Below are some entries. Copy each line that holds the string "index".
----- Supplied records
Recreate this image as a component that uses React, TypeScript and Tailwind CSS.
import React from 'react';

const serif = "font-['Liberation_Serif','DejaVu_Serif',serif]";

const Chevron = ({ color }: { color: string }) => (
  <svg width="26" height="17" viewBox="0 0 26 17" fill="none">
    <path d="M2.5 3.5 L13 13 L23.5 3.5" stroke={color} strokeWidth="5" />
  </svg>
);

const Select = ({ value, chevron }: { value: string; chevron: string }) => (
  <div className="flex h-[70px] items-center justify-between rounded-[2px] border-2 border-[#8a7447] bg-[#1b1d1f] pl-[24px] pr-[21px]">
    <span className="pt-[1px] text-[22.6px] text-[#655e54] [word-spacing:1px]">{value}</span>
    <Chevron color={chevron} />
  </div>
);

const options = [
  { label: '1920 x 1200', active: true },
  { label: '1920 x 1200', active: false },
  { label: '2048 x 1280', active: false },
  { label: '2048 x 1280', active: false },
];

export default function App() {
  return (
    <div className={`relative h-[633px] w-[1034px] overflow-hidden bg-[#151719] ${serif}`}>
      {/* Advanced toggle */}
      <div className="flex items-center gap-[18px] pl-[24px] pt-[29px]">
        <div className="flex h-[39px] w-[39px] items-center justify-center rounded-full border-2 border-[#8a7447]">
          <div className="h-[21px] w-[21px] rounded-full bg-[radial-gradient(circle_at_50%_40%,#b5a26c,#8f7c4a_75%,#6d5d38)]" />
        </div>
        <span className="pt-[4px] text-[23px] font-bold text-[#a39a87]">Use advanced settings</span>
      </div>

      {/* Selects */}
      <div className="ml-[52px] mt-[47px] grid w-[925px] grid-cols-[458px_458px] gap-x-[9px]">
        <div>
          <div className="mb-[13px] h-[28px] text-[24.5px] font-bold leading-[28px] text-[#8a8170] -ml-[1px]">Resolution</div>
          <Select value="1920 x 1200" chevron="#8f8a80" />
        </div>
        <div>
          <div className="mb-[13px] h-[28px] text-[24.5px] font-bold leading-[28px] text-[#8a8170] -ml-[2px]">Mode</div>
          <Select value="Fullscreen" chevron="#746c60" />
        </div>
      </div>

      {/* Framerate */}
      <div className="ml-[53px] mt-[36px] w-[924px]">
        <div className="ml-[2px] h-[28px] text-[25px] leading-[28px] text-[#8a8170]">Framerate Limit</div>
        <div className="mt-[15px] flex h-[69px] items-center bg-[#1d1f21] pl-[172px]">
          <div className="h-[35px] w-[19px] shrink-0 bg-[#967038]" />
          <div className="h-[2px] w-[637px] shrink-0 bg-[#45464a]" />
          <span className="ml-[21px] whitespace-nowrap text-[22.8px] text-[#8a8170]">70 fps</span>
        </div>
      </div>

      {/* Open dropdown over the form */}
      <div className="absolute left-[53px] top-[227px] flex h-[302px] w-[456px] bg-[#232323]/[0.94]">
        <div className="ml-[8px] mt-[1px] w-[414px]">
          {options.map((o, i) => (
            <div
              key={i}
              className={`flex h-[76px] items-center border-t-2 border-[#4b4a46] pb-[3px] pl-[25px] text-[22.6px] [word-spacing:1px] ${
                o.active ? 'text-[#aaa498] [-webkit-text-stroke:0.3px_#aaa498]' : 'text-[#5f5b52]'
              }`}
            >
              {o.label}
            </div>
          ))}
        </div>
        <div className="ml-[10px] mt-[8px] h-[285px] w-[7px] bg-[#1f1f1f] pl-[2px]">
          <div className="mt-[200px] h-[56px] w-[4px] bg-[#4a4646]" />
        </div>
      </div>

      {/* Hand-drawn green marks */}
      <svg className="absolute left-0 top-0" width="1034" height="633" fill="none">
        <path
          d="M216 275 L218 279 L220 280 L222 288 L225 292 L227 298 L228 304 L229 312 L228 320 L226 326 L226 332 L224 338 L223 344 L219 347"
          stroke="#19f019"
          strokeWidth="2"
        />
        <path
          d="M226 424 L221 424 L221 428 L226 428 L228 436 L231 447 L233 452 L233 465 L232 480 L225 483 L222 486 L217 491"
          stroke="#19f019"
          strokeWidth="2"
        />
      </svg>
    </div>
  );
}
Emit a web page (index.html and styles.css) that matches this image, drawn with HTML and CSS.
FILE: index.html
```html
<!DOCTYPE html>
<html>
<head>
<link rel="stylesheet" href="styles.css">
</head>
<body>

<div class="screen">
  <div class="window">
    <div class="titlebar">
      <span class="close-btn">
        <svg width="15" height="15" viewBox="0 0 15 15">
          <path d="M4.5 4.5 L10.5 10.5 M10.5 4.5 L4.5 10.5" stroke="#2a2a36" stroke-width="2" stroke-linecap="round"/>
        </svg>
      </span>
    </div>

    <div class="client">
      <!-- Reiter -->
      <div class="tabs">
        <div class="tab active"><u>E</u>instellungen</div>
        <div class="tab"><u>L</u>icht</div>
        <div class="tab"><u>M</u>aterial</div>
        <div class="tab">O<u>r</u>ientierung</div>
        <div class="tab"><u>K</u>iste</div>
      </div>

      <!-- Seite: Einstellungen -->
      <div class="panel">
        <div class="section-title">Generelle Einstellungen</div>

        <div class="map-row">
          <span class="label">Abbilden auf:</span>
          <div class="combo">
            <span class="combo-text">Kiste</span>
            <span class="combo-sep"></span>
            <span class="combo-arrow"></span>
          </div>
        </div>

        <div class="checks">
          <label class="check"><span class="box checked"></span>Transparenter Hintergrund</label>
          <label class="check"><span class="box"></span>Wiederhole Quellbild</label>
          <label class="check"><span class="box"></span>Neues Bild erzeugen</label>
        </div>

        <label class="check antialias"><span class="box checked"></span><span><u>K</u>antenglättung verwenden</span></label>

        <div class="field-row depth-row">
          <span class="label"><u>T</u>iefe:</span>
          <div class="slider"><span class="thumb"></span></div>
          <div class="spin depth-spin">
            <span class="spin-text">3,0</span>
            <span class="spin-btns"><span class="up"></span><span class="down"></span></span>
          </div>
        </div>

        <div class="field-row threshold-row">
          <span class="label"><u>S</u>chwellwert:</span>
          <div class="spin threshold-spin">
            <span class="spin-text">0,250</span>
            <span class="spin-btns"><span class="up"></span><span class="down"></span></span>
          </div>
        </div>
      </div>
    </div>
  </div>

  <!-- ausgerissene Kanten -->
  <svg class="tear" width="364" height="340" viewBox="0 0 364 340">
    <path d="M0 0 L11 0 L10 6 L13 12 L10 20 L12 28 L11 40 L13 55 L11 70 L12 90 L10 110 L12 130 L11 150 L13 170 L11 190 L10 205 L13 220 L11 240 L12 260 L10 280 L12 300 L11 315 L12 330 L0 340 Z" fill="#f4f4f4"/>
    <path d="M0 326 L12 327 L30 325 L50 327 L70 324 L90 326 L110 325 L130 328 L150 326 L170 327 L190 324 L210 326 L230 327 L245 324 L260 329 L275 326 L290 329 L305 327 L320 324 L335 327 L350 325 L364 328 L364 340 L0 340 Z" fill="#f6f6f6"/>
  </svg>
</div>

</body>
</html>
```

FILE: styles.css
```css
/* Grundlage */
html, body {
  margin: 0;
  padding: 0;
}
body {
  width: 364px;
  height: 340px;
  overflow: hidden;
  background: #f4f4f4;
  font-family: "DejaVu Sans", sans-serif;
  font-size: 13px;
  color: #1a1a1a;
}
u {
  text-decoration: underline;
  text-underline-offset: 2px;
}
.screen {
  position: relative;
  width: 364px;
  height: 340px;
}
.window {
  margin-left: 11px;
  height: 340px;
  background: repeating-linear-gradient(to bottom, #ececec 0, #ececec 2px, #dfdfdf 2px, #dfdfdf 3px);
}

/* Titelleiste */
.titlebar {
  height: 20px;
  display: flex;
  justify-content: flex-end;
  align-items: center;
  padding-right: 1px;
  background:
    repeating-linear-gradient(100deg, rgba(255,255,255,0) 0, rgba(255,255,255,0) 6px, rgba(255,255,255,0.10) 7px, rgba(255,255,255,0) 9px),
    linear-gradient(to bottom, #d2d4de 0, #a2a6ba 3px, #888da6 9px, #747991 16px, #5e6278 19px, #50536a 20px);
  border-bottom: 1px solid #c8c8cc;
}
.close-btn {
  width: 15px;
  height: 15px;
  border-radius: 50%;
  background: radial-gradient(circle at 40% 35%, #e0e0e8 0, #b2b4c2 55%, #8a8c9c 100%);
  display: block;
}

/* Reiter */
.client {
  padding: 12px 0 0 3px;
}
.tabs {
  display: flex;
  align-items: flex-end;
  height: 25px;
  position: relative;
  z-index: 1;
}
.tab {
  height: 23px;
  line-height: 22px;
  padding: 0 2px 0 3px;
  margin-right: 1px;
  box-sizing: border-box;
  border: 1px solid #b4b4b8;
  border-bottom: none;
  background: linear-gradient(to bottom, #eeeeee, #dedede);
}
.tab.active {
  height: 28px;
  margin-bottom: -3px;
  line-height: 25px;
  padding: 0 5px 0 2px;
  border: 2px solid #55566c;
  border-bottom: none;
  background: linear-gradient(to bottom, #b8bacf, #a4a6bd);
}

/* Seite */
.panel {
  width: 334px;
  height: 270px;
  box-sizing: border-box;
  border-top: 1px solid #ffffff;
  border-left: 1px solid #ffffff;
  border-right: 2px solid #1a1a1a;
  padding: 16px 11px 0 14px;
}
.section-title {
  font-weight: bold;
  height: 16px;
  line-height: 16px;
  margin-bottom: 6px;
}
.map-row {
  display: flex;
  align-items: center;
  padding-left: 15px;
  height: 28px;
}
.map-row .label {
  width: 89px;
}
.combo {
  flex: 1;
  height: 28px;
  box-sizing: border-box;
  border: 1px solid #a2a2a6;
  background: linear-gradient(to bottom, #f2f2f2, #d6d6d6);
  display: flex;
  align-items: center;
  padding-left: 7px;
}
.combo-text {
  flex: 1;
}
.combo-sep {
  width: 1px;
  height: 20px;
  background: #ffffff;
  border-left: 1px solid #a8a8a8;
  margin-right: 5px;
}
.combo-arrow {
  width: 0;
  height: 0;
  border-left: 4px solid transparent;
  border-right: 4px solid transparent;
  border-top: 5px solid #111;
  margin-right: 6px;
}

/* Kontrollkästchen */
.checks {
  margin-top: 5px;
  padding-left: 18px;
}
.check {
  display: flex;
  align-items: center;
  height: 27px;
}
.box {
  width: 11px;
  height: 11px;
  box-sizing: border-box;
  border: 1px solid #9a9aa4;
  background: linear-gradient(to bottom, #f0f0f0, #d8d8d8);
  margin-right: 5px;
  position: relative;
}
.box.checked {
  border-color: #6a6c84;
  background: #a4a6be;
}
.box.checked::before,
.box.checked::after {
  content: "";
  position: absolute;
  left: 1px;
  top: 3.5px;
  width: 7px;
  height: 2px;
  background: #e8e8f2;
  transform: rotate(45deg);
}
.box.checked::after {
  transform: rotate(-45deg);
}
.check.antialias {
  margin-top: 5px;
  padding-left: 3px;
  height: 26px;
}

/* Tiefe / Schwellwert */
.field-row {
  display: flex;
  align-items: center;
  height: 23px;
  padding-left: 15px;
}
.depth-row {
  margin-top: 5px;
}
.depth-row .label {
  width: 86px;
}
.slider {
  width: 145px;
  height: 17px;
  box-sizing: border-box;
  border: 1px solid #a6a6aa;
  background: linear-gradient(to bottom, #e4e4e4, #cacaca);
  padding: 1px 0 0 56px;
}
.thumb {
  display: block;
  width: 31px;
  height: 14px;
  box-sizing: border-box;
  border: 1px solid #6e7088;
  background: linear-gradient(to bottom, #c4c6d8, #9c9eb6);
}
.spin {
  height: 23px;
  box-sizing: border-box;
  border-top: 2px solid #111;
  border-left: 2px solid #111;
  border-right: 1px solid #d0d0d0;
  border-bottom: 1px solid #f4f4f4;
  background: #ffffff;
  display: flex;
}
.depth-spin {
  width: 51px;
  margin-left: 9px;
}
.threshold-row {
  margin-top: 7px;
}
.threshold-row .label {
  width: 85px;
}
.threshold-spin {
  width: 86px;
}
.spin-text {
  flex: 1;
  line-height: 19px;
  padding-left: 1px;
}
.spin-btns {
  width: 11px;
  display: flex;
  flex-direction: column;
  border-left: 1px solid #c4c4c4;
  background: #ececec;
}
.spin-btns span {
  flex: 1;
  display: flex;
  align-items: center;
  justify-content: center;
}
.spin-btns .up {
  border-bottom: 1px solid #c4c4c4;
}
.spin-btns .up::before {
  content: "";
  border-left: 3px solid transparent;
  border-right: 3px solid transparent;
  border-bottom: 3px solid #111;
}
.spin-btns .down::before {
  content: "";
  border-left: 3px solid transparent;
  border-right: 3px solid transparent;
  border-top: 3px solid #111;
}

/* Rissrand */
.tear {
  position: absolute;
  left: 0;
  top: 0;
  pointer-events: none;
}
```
----------
- **Response to the task**:
Emit a web page (index.html and styles.css) that matches this image, drawn with HTML and CSS.
FILE: index.html
  z-index: 1;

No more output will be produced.